第1回:ERPが必要な理由を考える

誰が必要としているシステムなのか?

ERP導入を検討する企業は多いと思いますが、実際にはERPの導入は実現せず、ERPもどきの販売管理システムの導入に落ち着くということが多いように思います。特に中小中堅企業についてはその傾向が顕著なのではないでしょうか。

何もERPでなくても運用はできるし、会計システムは今のものを使い続けても、問題ないというのがその理由です。この会計システムというのが少し誤解があります。

確かにERPは会計システムを包含していますが、それは手段であって目的はありません。会社の状況をほぼリアルタイムに把握するために、すべての情報が集まる会計システムのデータを利用するように設計されているものなのです。

会計的に言えば、販売管理システムだけでは売上総利益(粗利)までしか把握できませんが、ERPを使うことによって、営業利益まで把握できるというのがその思想です。

問題はそのような分析を必要としているか?ということになります。分析は粗利管理だけで事足りるという会社であれば、ERPは不要でしょう。決算マシンとしての会計システムが必要なのであれば、ERPは高級過ぎるということになります。

営業主体の会社では粗利管理だけで十分だから不要という結論になるのは仕方がないことです。しかし、人件費・経費を加えて業績を管理したいとなれば、会計側からデータを持ってこないと正しい営業損益は判断できないことになります。

会社にとってシステムは、現場作業が楽になったり、人件費を抑制できるという目に見える効果を期待する定量的な側面と、会社のかじ取りをするために、経営陣に正しい情報を提供するという目に見えない効果を求める定性的な側面があります。

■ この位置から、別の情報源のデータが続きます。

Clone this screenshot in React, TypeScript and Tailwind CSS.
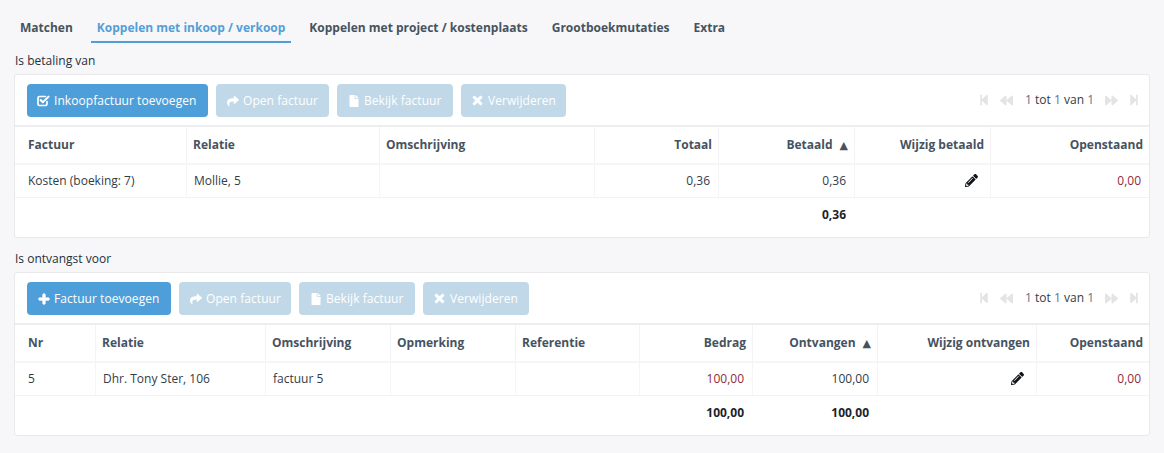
import React from "react";
import { FaShare, FaFile, FaTimes, FaPlus, FaPencilAlt, FaStepBackward, FaStepForward, FaBackward, FaForward } from "react-icons/fa";

type Col = { label: string; right?: boolean; sort?: boolean };

function Btn({ icon, label, on, w }: { icon: React.ReactNode; label: string; on?: boolean; w: string }) {
  return (
    <div className={`${w} h-[33px] rounded-[4px] flex items-center pl-[10px] gap-[4px] text-white text-[12px] tracking-[0.06px] ${on ? "bg-[#4e9fd9]" : "bg-[#c1d8e8]"}`}>
      <span className="w-[13px] flex justify-center shrink-0">{icon}</span>
      <span>{label}</span>
    </div>
  );
}

function CheckIcon() {
  return (
    <svg width="13" height="12" viewBox="0 0 13 12" fill="none" stroke="currentColor" strokeLinecap="round" strokeLinejoin="round">
      <path d="M10 6.5V9a1.5 1.5 0 0 1-1.5 1.5H2.5A1.5 1.5 0 0 1 1 9V3a1.5 1.5 0 0 1 1.5-1.5h6" strokeWidth="1.7" />
      <path d="M3.6 5l2.2 2.2L11.6 1.6" strokeWidth="2" />
    </svg>
  );
}

function Pager() {
  return (
    <div className="mr-[9px] flex items-center text-[12px] text-[#2f3c4a]">
      <FaStepBackward className="text-[#e4e4e4] text-[12px] mr-[10px]" />
      <FaBackward className="text-[#e4e4e4] text-[13px] mr-[12px]" />
      <span><span className="text-[#5f7486]">1</span> tot <span className="text-[#5f7486]">1</span> van <span className="text-[#5f7486]">1</span></span>
      <FaForward className="text-[#e4e4e4] text-[13px] ml-[11px]" />
      <FaStepForward className="text-[#e4e4e4] text-[12px] ml-[10px]" />
    </div>
  );
}

function Panel({ title, buttons, cols, template, row, total }: { title: string; buttons: React.ReactNode; cols: Col[]; template: string; row: React.ReactNode[]; total: React.ReactNode[] }) {
  return (
    <section>
      <div className="h-[18px] leading-[18px] text-[12px] text-[#26303a] pl-[15px]">{title}</div>
      <div className="mt-[4px] mx-[14px] h-[164px] bg-white border border-[#e9e9ec] rounded-[3px] flex flex-col">
        <div className="h-[52px] shrink-0 border-b-2 border-[#eeeef0] pl-[12px] pt-[9px] flex items-start gap-[8px]">
          {buttons}
          <div className="ml-auto self-center -mt-[9px] flex"><Pager /></div>
        </div>
        <div className={`h-[38px] shrink-0 grid ${template} border-b-2 border-[#f6f6f8]`}>
          {cols.map((c, i) => (
            <div key={i} className={`flex items-center text-[12px] font-bold text-[#46535f] ${i ? "border-l border-[#f3f3f5]" : ""} ${c.right ? "justify-end pr-[6px]" : i === 0 ? "pl-[13px]" : "pl-[6px]"}`}>
              {c.label}
              {c.sort && <span className="ml-[7px] text-[11px] leading-none font-normal text-[#46535f] font-['DejaVu_Sans',sans-serif]">▲</span>}
            </div>
          ))}
        </div>
        <div className={`h-[33px] shrink-0 grid ${template} border-b border-[#f3f3f5]`}>
          {row.map((c, i) => (
            <div key={i} className={`flex items-center text-[12px] text-[#323c46] ${i ? "border-l border-[#f5f5f7]" : ""} ${cols[i].right ? "justify-end pr-[8px]" : i === 0 ? "pl-[13px]" : "pl-[7px]"}`}>
              {c}
            </div>
          ))}
        </div>
        <div className={`flex-1 grid ${template} pb-[6px]`}>
          {total.map((c, i) => (
            <div key={i} className={`flex items-center text-[12px] font-bold text-[#1c232b] ${cols[i].right ? "justify-end pr-[8px]" : ""}`}>
              {c}
            </div>
          ))}
        </div>
      </div>
    </section>
  );
}

const red = <span className="text-[#8e2b3c]">0,00</span>;
const pen = <FaPencilAlt className="text-[13px] text-[#11151a] mr-[4px] -mt-[2px]" />;
const share = <FaShare className="text-[12px]" />;
const file = <FaFile className="text-[12px]" />;
const times = <FaTimes className="text-[13px]" strokeWidth={30} />;
const plus = <FaPlus className="text-[12px]" strokeWidth={40} />;

export default function App() {
  return (
    <div className="w-[1164px] h-[453px] overflow-hidden bg-[#f7f7f9] font-['Open_Sans',sans-serif]">
      <nav className="h-[43px] pl-[14px] flex items-start pt-[11px] text-[12px] font-bold text-[#46535f]">
        <div className="px-[6px] h-[32px] leading-[33px]">Matchen</div>
        <div className="ml-[12px] px-[6px] h-[32px] leading-[33px] text-[#549fd6] border-b-2 border-[#4e9fd9]">Koppelen met inkoop / verkoop</div>
        <div className="ml-[12px] px-[6px] h-[32px] leading-[33px]">Koppelen met project / kostenplaats</div>
        <div className="ml-[12px] px-[6px] h-[32px] leading-[33px]">Grootboekmutaties</div>
        <div className="ml-[12px] px-[6px] h-[32px] leading-[33px]">Extra</div>
      </nav>
      <div className="h-[9px]" />
      <Panel
        title="Is betaling van"
        template="grid-cols-[171px_193px_215px_124px_136px_136px_159px]"
        buttons={
          <>
            <Btn on w="w-[181px]" icon={<CheckIcon />} label="Inkoopfactuur toevoegen" />
            <Btn w="w-[113px]" icon={share} label="Open factuur" />
            <Btn w="w-[116px]" icon={file} label="Bekijk factuur" />
            <Btn w="w-[105px]" icon={times} label="Verwijderen" />
          </>
        }
        cols={[
          { label: "Factuur" },
          { label: "Relatie" },
          { label: "Omschrijving" },
          { label: "Totaal", right: true },
          { label: "Betaald", right: true, sort: true },
          { label: "Wijzig betaald", right: true },
          { label: "Openstaand", right: true },
        ]}
        row={["Kosten (boeking: 7)", "Mollie, 5", "", "0,36", "0,36", pen, red]}
        total={["", "", "", "", "0,36", "", ""]}
      />
      <div className="h-[12px]" />
      <Panel
        title="Is ontvangst voor"
        template="grid-cols-[80px_170px_125px_125px_124px_113px_125px_159px_113px]"
        buttons={
          <>
            <Btn on w="w-[144px]" icon={plus} label="Factuur toevoegen" />
            <Btn w="w-[112px]" icon={share} label="Open factuur" />
            <Btn w="w-[116px]" icon={file} label="Bekijk factuur" />
            <Btn w="w-[106px]" icon={times} label="Verwijderen" />
          </>
        }
        cols={[
          { label: "Nr" },
          { label: "Relatie" },
          { label: "Omschrijving" },
          { label: "Opmerking" },
          { label: "Referentie" },
          { label: "Bedrag", right: true },
          { label: "Ontvangen", right: true, sort: true },
          { label: "Wijzig ontvangen", right: true },
          { label: "Openstaand", right: true },
        ]}
        row={["5", "Dhr. Tony Ster, 106", "factuur 5", "", "", <span className="text-[#8e2b3c]">100,00</span>, "100,00", pen, red]}
        total={["", "", "", "", "", "100,00", "100,00", "", ""]}
      />
    </div>
  );
}
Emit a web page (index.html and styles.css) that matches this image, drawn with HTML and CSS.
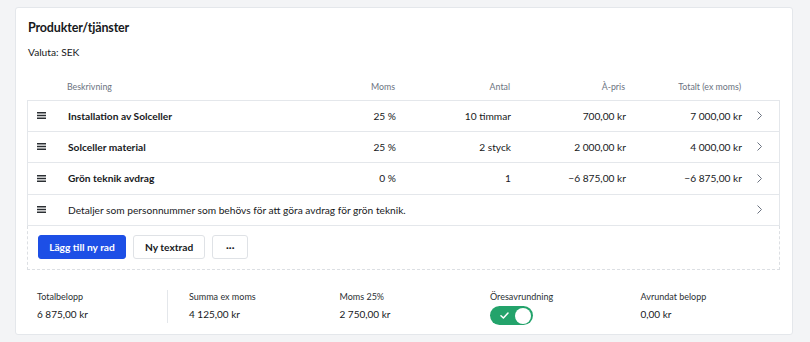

ひと時代前は、定量的な方が圧倒的に優勢で、このシステムを入れるといくら効果があるのか?という点が重要でした。確かに今のこの点の重要度が低くなることはありません。この点が最重要であるならば、そうすべきだと思います。

ただし、経営判断に必要な情報が必要というのが、最重要課題であるならば、不用意に今あるシステムの手直しをするようなことではなく、ERPに大きく舵を取るという方針変更も必要なのではないでしょうか。

しかし、ERP導入はバラ色の事ばかりではありません。むしろその逆で、現場が楽になることはありません。唯一楽になる部署があるとすれば、経理部門くらいだと思います。